Development of Self-Shunted Josephson Junctions for a Ten-Superconductor-Layer Fabrication Process: Nb/NbN_x/Nb Junctions

To increase the integration scale of superconductor electronics, we are developing a new node, titled SFQ7ee, of the fabrication process at MIT Lincoln Laboratory. In comparison to the existing SFQ5ee node, we increased the number of fully planarized superconducting layers to ten and utilized NbN and NbN/Nb kinetic inductors to increase the possible inductor number density above a hundred million inductors per cm ² . Increasing the Josephson junction number density to the same level requires implementing self-shunted high- J _c Josephson junctions. We investigated the properties of Nb/NbNx/Nb trilayer junctions as a potential replacement of high- J _c Nb/Al-AlO _x /Nb junctions, where NbN _x is a disordered, overstoichiometric, nonsuperconducting nitride deposited by reactive sputtering. Dependences of the I_cR_n product and Josephson critical current density, Jc on the NbNx barrier thickness and temperature were studied in the thickness range from 5 nm to 20 nm. The fabricated junctions can be well described by the microscopic theory of SNS junctions, assuming no suppression of the energy gap in Nb electrodes near the NbN _x interfaces and a Cooper pair decay length in the NbNx barrier, ξ _n T _c of about 2.3 nm. Current-voltage characteristics of the junctions are well described by the resistively and capacitively shunted junction (RCSJ) model without excess current.

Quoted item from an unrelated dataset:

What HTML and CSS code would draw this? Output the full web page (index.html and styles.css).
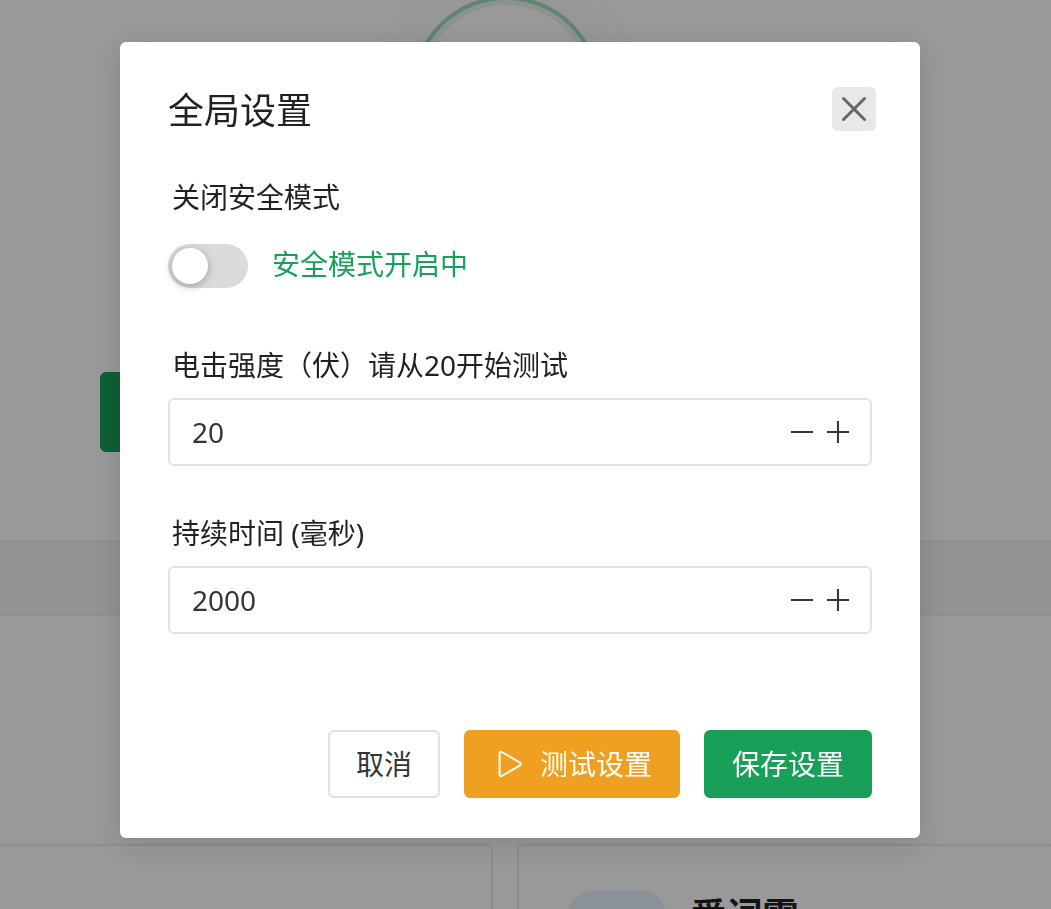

In the studied range J _c < 10 mA/μm ² , the Nb/NbN _x /Nb junctions have lower values of the specific resistance R_nA , lower IcRn products, and a stronger dependence of the I_cR_n on temperature than the self-shunted or critically damped externally shunted Nb/Al-AlO _x /Nb junctions with the same critical current density; A is the junction area, I _c the junction critical current, and R _n the effective shunting resistance.